Tuesday, December 1, 2009

Guam Port Misuse Saga Continues

Like The Godfather’s Michael Corleone lamenting that he keeps being pulled back into his criminal past, the Port Authority of Guam can not seem to get away from the Guam Shipyard misuse incident.

Despite PAG offering last week what it considered the last word on the subject, namely that all cargo will move through the island under the auspices of PAG as Guam law states or face legal action, the firm at the root of the shipyard incident is now challenging nearly $1 million in fees levied against it by PAG over the misuse.

Watts Constructors, which has used the Guam Shipyard to load several shipments of cargo and thus circumvented the PAG-controlled commercial port, now claims that the PAG-imposed penalties are unfair and that the firm was forced to use the shipyard because the normal port facilities could not handle the shipment.

"We understand that the Port wants to be the exclusive commercial port on Guam," said a Watts Constructors' news release. "However, as it stands now and as our situation shows, the Port is simply not yet equipped to handle the full range of cargo moving on and off the island today."

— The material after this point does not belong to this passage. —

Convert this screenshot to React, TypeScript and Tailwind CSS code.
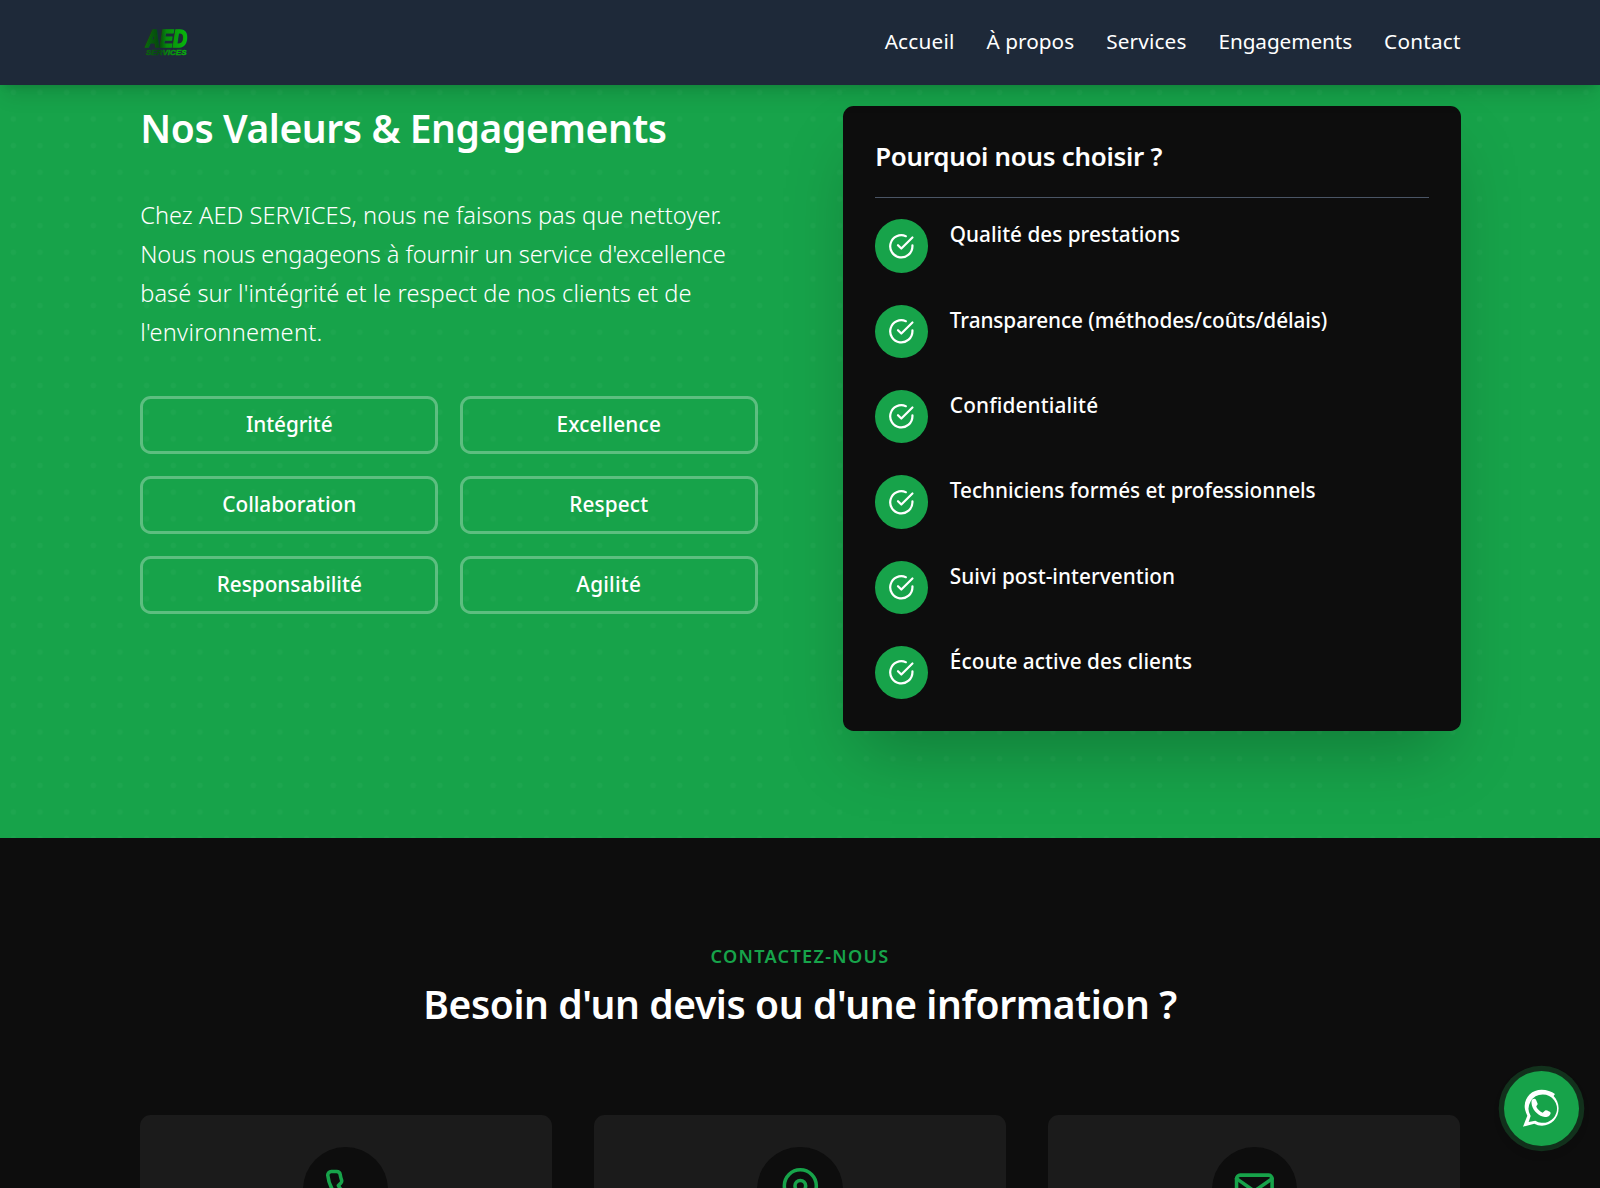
import { FiCheckCircle, FiMail, FiMapPin, FiPhone } from "react-icons/fi";

const navLinks = [
  { label: "Accueil",     href: "#accueil",     tracking: "tracking-[0.22px]"  },
  { label: "À propos",    href: "#apropos",     tracking: "tracking-[0.02px]"  },
  { label: "Services",    href: "#services",    tracking: "tracking-[0.15px]"  },
  { label: "Engagements", href: "#engagements", tracking: "tracking-[-0.09px]" },
  { label: "Contact",     href: "#contact",     tracking: "tracking-[0.2px]"   },
];

const values = [
  { label: "Intégrité",      tracking: "tracking-[-0.1px]" },
  { label: "Excellence",     tracking: "tracking-[0.18px]" },
  { label: "Collaboration",  tracking: "tracking-normal"   },
  { label: "Respect",        tracking: "tracking-[0.15px]" },
  { label: "Responsabilité", tracking: "tracking-normal"   },
  { label: "Agilité",        tracking: "tracking-[0.25px]" },
];

const reasons = [
  { label: "Qualité des prestations",             tracking: "tracking-normal"    },
  { label: "Transparence (méthodes/coûts/délais)", tracking: "tracking-[-0.08px]" },
  { label: "Confidentialité",                     tracking: "tracking-[0.15px]"  },
  { label: "Techniciens formés et professionnels", tracking: "tracking-[-0.02px]" },
  { label: "Suivi post-intervention",             tracking: "tracking-[0.03px]"  },
  { label: "Écoute active des clients",           tracking: "tracking-[0.05px]"  },
];

const contacts = [
  { Icon: FiPhone,  label: "Téléphone" },
  { Icon: FiMapPin, label: "Adresse"   },
  { Icon: FiMail,   label: "Email"     },
];

function Logo() {
  return (
    <svg viewBox="0 0 44 28" className="ml-1 w-11 h-7 overflow-visible" aria-label="AED Services">
      <defs>
        <linearGradient id="logo" gradientUnits="userSpaceOnUse" x1="2" y1="0" x2="43" y2="0">
          <stop offset="0" stopColor="#07680b" />
          <stop offset="0.32" stopColor="#05480c" />
          <stop offset="0.5" stopColor="#078a0b" />
          <stop offset="1" stopColor="#08b80a" />
        </linearGradient>
      </defs>
      <g fill="url(#logo)" stroke="url(#logo)" fontFamily="Liberation Sans, Arial, sans-serif" fontWeight="700" fontStyle="italic">
        <text x="2" y="19" fontSize="23" strokeWidth="1.6" textLength="41" lengthAdjust="spacingAndGlyphs">AED</text>
        <text x="2" y="26.6" fontSize="7.6" strokeWidth="0.4" textLength="40.5" lengthAdjust="spacingAndGlyphs">SERVICES</text>
      </g>
    </svg>
  );
}

function WhatsappIcon() {
  return (
    <svg viewBox="186 148 112 116" fill="currentColor" className="w-[37.3px] h-[38.7px] -ml-[3px]">
      <path
        fillRule="evenodd"
        d="M189 261L202 228C196 216 194 207 194 199C195 170 217 150 245 150C260 150 275 155 285 163L281 169C290 178 296 191 296 206C296 236 274 258 246 258C237 258 230 256 223 252ZM248.5 164.5A42.5 42.5 0 0 0 212 229L206 247L226 243A42.5 42.5 0 1 0 248.5 164.5Z"
      />
      <path d="M216 180C220 176 226 176 228 180L233 192C233 196 229 198 229 201C233 209 240 216 248 219C252 217 254 212 258 212C263 213 270 216 272 219C272 228 262 233 255 232C236 229 221 214 216 198C214 190 214 184 216 180Z" />
    </svg>
  );
}

function Header() {
  return (
    <header className="relative z-10 h-[85px] bg-gray-800 shadow-[0_13px_20px_-4px_rgba(0,0,0,0.12),0_5px_8px_-4px_rgba(0,0,0,0.12)]">
      <div className="mx-auto flex h-full w-[1320px] items-center justify-between pb-[2px]">
        <Logo />
        <nav className="-mr-[0.6px] flex gap-8 pb-[2px]">
          {navLinks.map((l) => (
            <a key={l.label} href={l.href} className={`text-[20.75px] leading-8 text-white ${l.tracking}`}>
              {l.label}
            </a>
          ))}
        </nav>
      </div>
    </header>
  );
}

function Commitments() {
  return (
    <section
      id="engagements"
      className="bg-[#17a34a] bg-[radial-gradient(circle,rgba(255,255,255,0.028)_2.5px,transparent_3.3px)] bg-[size:26.667px_26.667px] bg-[position:0_-6px] pt-[21.4px] pb-[106.6px] pl-px"
    >
      <div className="mx-auto grid w-[1320.6px] grid-cols-2 gap-[85.33px]">
        <div>
          <h2 className="text-[39px] font-semibold leading-[44px] tracking-[-0.4px] text-white">Nos Valeurs &amp; Engagements</h2>
          <p className="mt-[45.2px] whitespace-nowrap text-[23.6px] font-light leading-[39px] text-white">
            <span className="tracking-[0.04px]">Chez AED SERVICES, nous ne faisons pas que nettoyer.</span><br />
            <span className="tracking-[-0.06px]">Nous nous engageons à fournir un service d'excellence</span><br />
            <span className="tracking-[0.04px]">basé sur l'intégrité et le respect de nos clients et de</span><br />
            <span className="tracking-[0.25px]">l'environnement.</span>
          </p>
          <div className="mt-[44px] grid grid-cols-2 gap-[21.33px]">
            {values.map((v) => (
              <div
                key={v.label}
                className={`flex h-[58.67px] items-center justify-center rounded-[10.67px] border-3 border-white/30 pb-px text-[20.75px] font-medium text-white ${v.tracking}`}
              >
                {v.label}
              </div>
            ))}
          </div>
        </div>

        <div className="rounded-[10.67px] bg-[#0d0d0d] p-8 text-white shadow-[0_33px_67px_-16px_rgba(0,0,0,0.25)]">
          <h3 className="border-b border-gray-600 pb-[22.8px] text-[25.9px] font-semibold leading-9 tracking-[-0.27px]">
            Pourquoi nous choisir ?
          </h3>
          <ul className="mt-[21.2px] flex flex-col gap-8">
            {reasons.map((r) => (
              <li key={r.label} className="flex gap-[21.33px]">
                <span className="flex h-[53.33px] w-[53.33px] shrink-0 items-center justify-center rounded-full bg-[#17a34a]">
                  <FiCheckCircle className="h-[26.67px] w-[26.67px]" />
                </span>
                <span className={`text-[20.75px] font-medium leading-[30px] ${r.tracking}`}>{r.label}</span>
              </li>
            ))}
          </ul>
        </div>
      </div>
    </section>
  );
}

function Contact() {
  return (
    <section id="contact" className="pt-[104px]">
      <div className="mx-auto w-[1320px]">
        <p className="text-center text-[18.1px] font-semibold uppercase leading-7 tracking-[1.3px] text-[#17a34a]">Contactez-nous</p>
        <h2 className="mt-2.5 text-center text-[39px] font-semibold leading-[48px] tracking-[-0.39px] text-white">
          Besoin d'un devis ou d'une information ?
        </h2>
        <div className="mt-[87px] grid grid-cols-3 gap-[42.67px]">
          {contacts.map(({ Icon, label }) => (
            <div key={label} aria-label={label} className="flex h-[260px] justify-center rounded-[10.67px] bg-[#1b1b1b] pt-8">
              <span className="flex h-[85.33px] w-[85.33px] items-center justify-center rounded-full bg-[#0d0d0d] text-[#17a34a]">
                <Icon className="h-[42.67px] w-[42.67px]" />
              </span>
            </div>
          ))}
        </div>
      </div>
    </section>
  );
}

export default function App() {
  return (
    <div className="relative h-[1188px] w-full overflow-hidden bg-[#0d0d0d] font-['Noto_Sans',sans-serif]">
      <Header />
      <Commitments />
      <Contact />
      <a
        href="#whatsapp"
        aria-label="WhatsApp"
        className="absolute right-[21px] bottom-[42.5px] flex h-[74.67px] w-[74.67px] items-center justify-center rounded-full bg-[#17a34a] text-white shadow-[0_0_0_5.33px_rgba(34,160,76,0.25),0_5px_12px_rgba(0,0,0,0.15)]"
      >
        <WhatsappIcon />
      </a>
    </div>
  );
}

Guam law states that all cargo moving on and off the island must be handled by the PAG-controlled commercial port. However, the port has struggled in recent years to upgrade the facilities, including several failed attempts to replace decades-old cranes.

After learning of the shipyard misuse, PAG required Watts to pay fees to the port for the illegal shipment. The state government also fined the shipping agent involved.
Watts is now arguing that Guam law does not support the PAG's position in imposing those charges.

"The Port had neither the capacity nor capability to handle the load-out operations for the second voyage bound for Pearl Harbor," said the Watts release. "Thus, Watts Constructors used the Guam Shipyard Facility to load the remaining Navy cargo onto its vessel."